Palermo's history... Where do you start? It has a reputation for being the most conquered city in the world... It has seen Phoenicians, Carthaginians, Romans, Vandals, and Ostrogoths; Byzantines (big on changing the face of the city), Muslim forces (Islamic makeover), and Normans (more architectural change); and then a succession of dynasties: the Hohenstaufens, Angevins, and Aragonese, followed by the Spanish Habsburgs (grand baroque, and the Holy Inquisition), and then the Savoys, Austrian Habsburgs, and Bourbons (another big facelift). Then it was 1860, and Giuseppe Garibaldi was incorporating Sicily into the brand-new Kingdom of Italy.

garibaldi
Garibaldi

Given all that turbulence, Sicily could well have adopted the motto of the Isle of Man (whichever way you throw it, it will stand). And indeed, Sicily has a triskelion (trinacria) as the centrepiece of its flag. But in all the (multiple and varied) explanations of the significance of the Sicilian emblem I haven't seen that one.

triskelion

Anyway, what follows is just a little taste of the richness and eclectism of its architecture:

loggia

post

qc1
The amazing Quattro Canti

qc2

qc3

tower
Palermo Cathedral

turrets

paul

theatre
Teatro Massimo, the third largest opera house in Europe

martorana
Chiesa della Martorana, with some reno going on behind

tower

steri
Palazzo Steri, built in 1307 by the Chiaramonte family. From 1600 to 1782, it was the official seat of the Holy Inquisition, so I imagine it is peopled by many ghosts

eagle
The roof of Porta Nuova tower

domenico
San Domenico

This is all very fascinating, but memorable too are the "ordinary" streetscapes:

balconies

lozenge

narrow1

window

morebalconies

narrow2

In a league of their own are the animals that keep popping up everywhere:

dog

lion

theatrelion

griffin

deadanimals

Both days consisted largely of walking, staring, and snapping. But we did visit the Capuchin Catacombs, which are full (there are literally thousands) of mummified remains... We saw preserved monks in Brno, a long time ago, and they were Capuchin too.

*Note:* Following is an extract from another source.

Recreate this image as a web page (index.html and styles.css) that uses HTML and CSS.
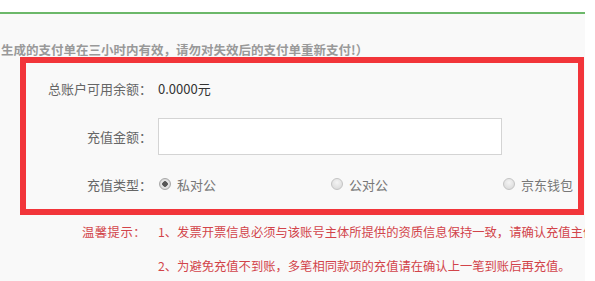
FILE: index.html
```html
<!DOCTYPE html>
<html lang="zh-CN">
<head>
<meta charset="utf-8">
<title>充值</title>
<link rel="stylesheet" href="styles.css">
</head>
<body>
<div class="page">
  <div class="topbar"></div>
  <div class="content">
    <p class="notice">生成的支付单在三小时内有效，请勿对失效后的支付单重新支付!）</p>
    <div class="form-box">
      <div class="row row-balance">
        <span class="label">总账户可用余额：</span>
        <span class="value">0.0000元</span>
      </div>
      <div class="row row-input">
        <span class="label">充值金额：</span>
        <input class="amount" type="text">
      </div>
      <div class="row row-radio">
        <span class="label">充值类型：</span>
        <div class="options">
          <label class="option"><span class="radio checked"></span>私对公</label>
          <label class="option"><span class="radio"></span>公对公</label>
          <label class="option"><span class="radio"></span>京东钱包</label>
        </div>
      </div>
    </div>
    <div class="tips">
      <span class="label tip-label">温馨提示：</span>
      <div class="tip-lines">
        <p class="tip">1、发票开票信息必须与该账号主体所提供的资质信息保持一致，请确认充值主体</p>
        <p class="tip">2、为避免充值不到账，多笔相同款项的充值请在确认上一笔到账后再充值。</p>
      </div>
    </div>
  </div>
</div>
</body>
</html>
```

FILE: styles.css
```css
* { box-sizing: border-box; }
html, body {
  margin: 0;
  padding: 0;
  background: #ffffff;
  overflow: hidden;
}
body {
  font-family: "Noto Sans CJK SC", "Noto Sans", sans-serif;
  font-size: 13px;
  color: #666;
}
.page {
  width: 585px;
  height: 281px;
}
.topbar {
  height: 14px;
  background: #fff;
  border-bottom: 2px solid #6cb86a;
}
.content {
  background: #f9f9f9;
  height: 267px;
  overflow: hidden;
}
.notice {
  margin: 0;
  padding: 27px 0 0 1px;
  height: 43px;
  line-height: 18px;
  font-size: 12.5px;
  font-weight: bold;
  color: #999;
  white-space: nowrap;
}
.form-box {
  margin-left: 20px;
  width: 564px;
  height: 158px;
  border: 6px solid #f2353a;
  padding: 16px 0 0 0;
  display: flex;
  flex-direction: column;
}
.row {
  display: flex;
  align-items: center;
}
.label {
  width: 126px;
  flex: none;
  text-align: right;
  color: #666;
}
.row-balance { height: 18px; }
.value {
  margin-left: 6px;
  color: #333;
}
.row-input { margin-top: 21px; }
.amount {
  margin: 0 0 0 6px;
  width: 344px;
  height: 37px;
  border: 1px solid #d4d4d4;
  background: #fff;
  outline: none;
  padding: 0 8px;
}
.row-radio { margin-top: 20px; height: 18px; }
.options {
  display: flex;
  margin-left: 7px;
}
.option {
  width: 172px;
  display: flex;
  align-items: center;
  color: #777;
}
.radio {
  width: 12px;
  height: 12px;
  border-radius: 50%;
  border: 1px solid #c4c4c4;
  background: radial-gradient(circle at 50% 35%, #f4f4f4 0%, #d6d6d6 100%);
  margin-right: 6px;
}
.radio.checked {
  border-color: #a8a8a8;
  background: radial-gradient(circle at 50% 50%, #555 0, #555 2.5px, #e8e8e8 3px, #c8c8c8 100%);
}
.tips {
  display: flex;
  margin-left: 20px;
  font-size: 12.3px;
  color: #d2444a;
}
.tip-label {
  color: #d2444a;
  line-height: 34px;
  letter-spacing: 0.5px;
}
.tip-lines {
  margin-left: 12px;
}
.tip {
  margin: 0;
  line-height: 34px;
  white-space: nowrap;
}
```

Various techniques were used, ranging from natural mummification (enhanced by arsenic during plague times) to chemical embalming. Some bodies are now little more than bone, whereas others are so well preserved that you would certainly recognize their owners if you'd known them. Many lie on shelves; many others lean giddily out of niches; some occupy receptacles of various kinds. Before death, people would choose the outfits they wanted their mummified bodies to wear, and there are a wide range, from monastic robes to smart black suits. The clothes somehow make it all more surreal. I don't know what it is that determines this circumstance, but it seems that if you die open-mouthed, you may end up looking as though you're howling against your fate, or you may appear to be finding it all a good joke. The closed-mouthed, meanwhile, are more likely to look as though they're peacefully sleeping.

A strange experience. You're not allowed to take photos, but the video here gives you a good idea of how it all looks.

There's also the church, which is worth a look, and the "ordinary" graveyard alongside:

nave

monk

graveyard

niche

What else? Well, food... We did the length of Ballaro and Capo street markets, and they are bursting with fine things (I can smell the olives all over again as I write). But crowded, crowded... We took quieter approaches:

cafe
Radici di Sicilia. A lovely, quiet, friendly little place for a toast or a wrap

mimi
This is where our arancine came from (in Palermo, apparently, the word is feminine; in other parts of Sicily, they're arancini). Either way, they're balls of rice, stuffed, breaded, and deep fried. Satisfying and delicious...

arancina1
The meat and veg one

arancina2
The cheese and ham one

cannoli
Cannoli... Yum... (And yes, the cases did seem different from the Sardinian version)

wine
We've been staying at the Mercure, and (apart from the breakfast chaos this morning) it has been very pleasant. Our welcome drink was a generous pour of a white from Bagheria, birthplace of Giuseppe Tornatore, the creator of Cinema Paradiso

Finally, a little arts coda:

falcone&borsellino
Giovanni Falcone and Paolo Borsellino, Sicilian anti-mafia prosecutors, murdered in separate bombings in 1992

sellerio
All round the city you can find works by Palermo-born photographer Enzo Sellerio (1924-2012)

All too brief, all too brief. But these are the trade-offs you make on any journey. We'll have good memories of Palermo.